** START OF Dataset content **
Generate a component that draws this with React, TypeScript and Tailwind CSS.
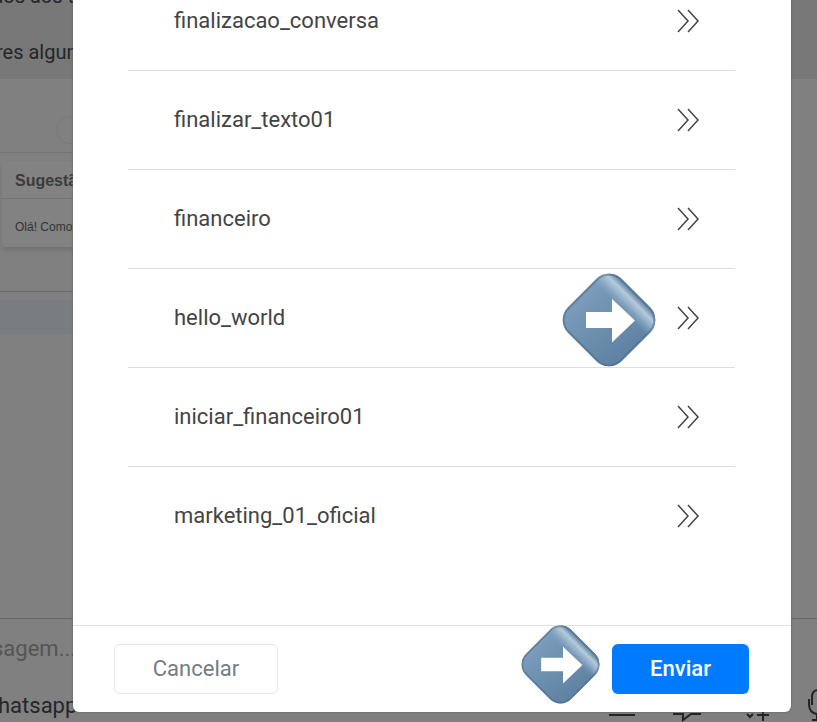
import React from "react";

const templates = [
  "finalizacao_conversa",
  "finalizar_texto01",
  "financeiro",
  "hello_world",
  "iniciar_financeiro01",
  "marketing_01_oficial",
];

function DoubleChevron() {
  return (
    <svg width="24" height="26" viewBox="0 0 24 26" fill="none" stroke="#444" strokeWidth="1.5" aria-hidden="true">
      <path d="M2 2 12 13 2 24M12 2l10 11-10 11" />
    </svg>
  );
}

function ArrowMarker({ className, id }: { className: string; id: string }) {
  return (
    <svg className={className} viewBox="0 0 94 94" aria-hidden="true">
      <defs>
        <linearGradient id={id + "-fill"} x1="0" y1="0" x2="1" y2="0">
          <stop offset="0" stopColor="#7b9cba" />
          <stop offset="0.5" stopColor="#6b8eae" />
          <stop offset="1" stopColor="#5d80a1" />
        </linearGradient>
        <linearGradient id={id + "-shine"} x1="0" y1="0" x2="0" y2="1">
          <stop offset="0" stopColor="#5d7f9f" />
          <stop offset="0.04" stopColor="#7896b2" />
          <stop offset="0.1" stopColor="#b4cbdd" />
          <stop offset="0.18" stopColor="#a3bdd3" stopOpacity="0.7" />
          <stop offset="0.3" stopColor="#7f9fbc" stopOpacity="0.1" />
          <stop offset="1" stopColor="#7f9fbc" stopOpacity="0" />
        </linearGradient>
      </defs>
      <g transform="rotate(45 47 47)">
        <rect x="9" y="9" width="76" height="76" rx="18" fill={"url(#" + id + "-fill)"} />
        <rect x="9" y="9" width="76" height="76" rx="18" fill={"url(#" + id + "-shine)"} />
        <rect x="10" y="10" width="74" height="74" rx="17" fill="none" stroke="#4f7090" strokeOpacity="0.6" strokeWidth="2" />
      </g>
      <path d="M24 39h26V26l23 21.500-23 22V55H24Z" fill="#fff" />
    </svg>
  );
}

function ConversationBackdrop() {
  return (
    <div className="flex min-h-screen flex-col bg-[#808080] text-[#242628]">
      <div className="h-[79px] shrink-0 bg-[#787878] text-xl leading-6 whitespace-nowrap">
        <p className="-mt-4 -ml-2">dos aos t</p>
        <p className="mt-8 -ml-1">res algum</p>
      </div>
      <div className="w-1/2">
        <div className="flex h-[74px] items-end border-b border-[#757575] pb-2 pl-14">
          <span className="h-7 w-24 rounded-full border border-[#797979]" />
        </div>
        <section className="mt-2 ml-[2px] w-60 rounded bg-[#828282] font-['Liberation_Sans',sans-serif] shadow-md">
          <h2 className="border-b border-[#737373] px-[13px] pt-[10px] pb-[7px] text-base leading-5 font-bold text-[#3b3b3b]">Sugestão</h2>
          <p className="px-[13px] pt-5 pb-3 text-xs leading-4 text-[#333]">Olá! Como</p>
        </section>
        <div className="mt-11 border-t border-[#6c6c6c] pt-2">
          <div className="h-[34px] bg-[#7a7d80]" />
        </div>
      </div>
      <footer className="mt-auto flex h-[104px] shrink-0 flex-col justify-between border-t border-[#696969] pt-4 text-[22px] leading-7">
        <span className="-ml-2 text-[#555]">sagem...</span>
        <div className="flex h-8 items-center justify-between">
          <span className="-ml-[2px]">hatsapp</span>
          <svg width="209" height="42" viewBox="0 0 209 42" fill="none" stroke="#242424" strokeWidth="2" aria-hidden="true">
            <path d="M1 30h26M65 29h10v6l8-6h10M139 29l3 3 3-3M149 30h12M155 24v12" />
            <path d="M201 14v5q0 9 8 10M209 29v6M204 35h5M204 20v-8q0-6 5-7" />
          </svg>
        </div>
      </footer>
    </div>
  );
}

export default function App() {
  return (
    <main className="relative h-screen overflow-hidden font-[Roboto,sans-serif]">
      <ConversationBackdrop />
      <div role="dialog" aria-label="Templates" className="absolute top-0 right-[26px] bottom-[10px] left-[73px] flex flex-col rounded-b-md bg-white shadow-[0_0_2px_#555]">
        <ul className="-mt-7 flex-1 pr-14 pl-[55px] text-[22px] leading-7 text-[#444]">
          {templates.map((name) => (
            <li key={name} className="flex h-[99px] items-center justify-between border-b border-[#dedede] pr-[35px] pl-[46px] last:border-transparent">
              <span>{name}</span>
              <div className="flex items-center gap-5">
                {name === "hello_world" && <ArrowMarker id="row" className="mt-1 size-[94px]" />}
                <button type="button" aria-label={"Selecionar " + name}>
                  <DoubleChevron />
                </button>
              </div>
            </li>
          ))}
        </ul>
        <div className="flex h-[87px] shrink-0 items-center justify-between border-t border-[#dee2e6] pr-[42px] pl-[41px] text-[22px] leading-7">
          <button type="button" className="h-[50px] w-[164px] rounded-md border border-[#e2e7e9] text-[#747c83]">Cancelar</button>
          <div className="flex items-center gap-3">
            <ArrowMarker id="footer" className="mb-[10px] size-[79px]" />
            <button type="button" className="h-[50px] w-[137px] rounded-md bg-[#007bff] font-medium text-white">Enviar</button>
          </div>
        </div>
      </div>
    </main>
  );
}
** END OF Dataset content **
** START OF Dataset content **
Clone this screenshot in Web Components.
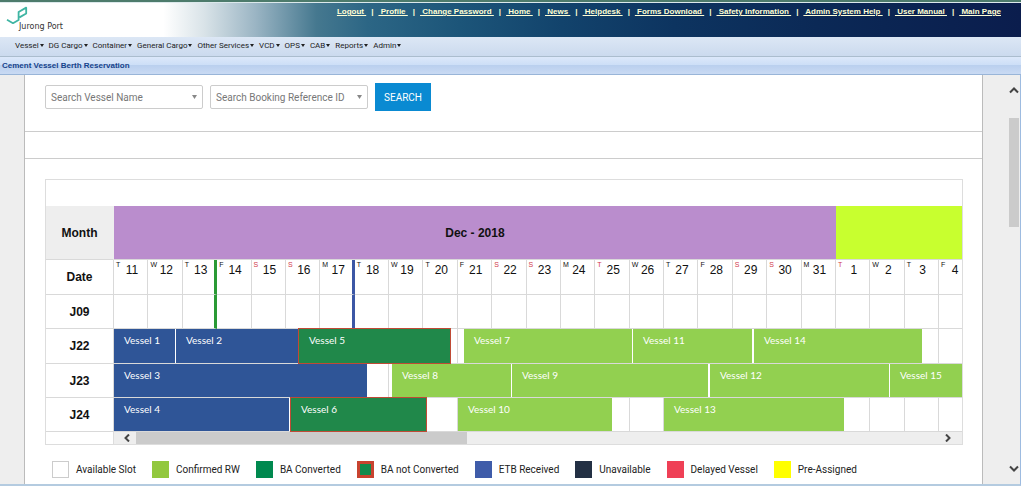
** END OF Dataset content **
## Aim of the task
Determine how many lines include the string "React". Give no answer but the number.

## Exercise solution
2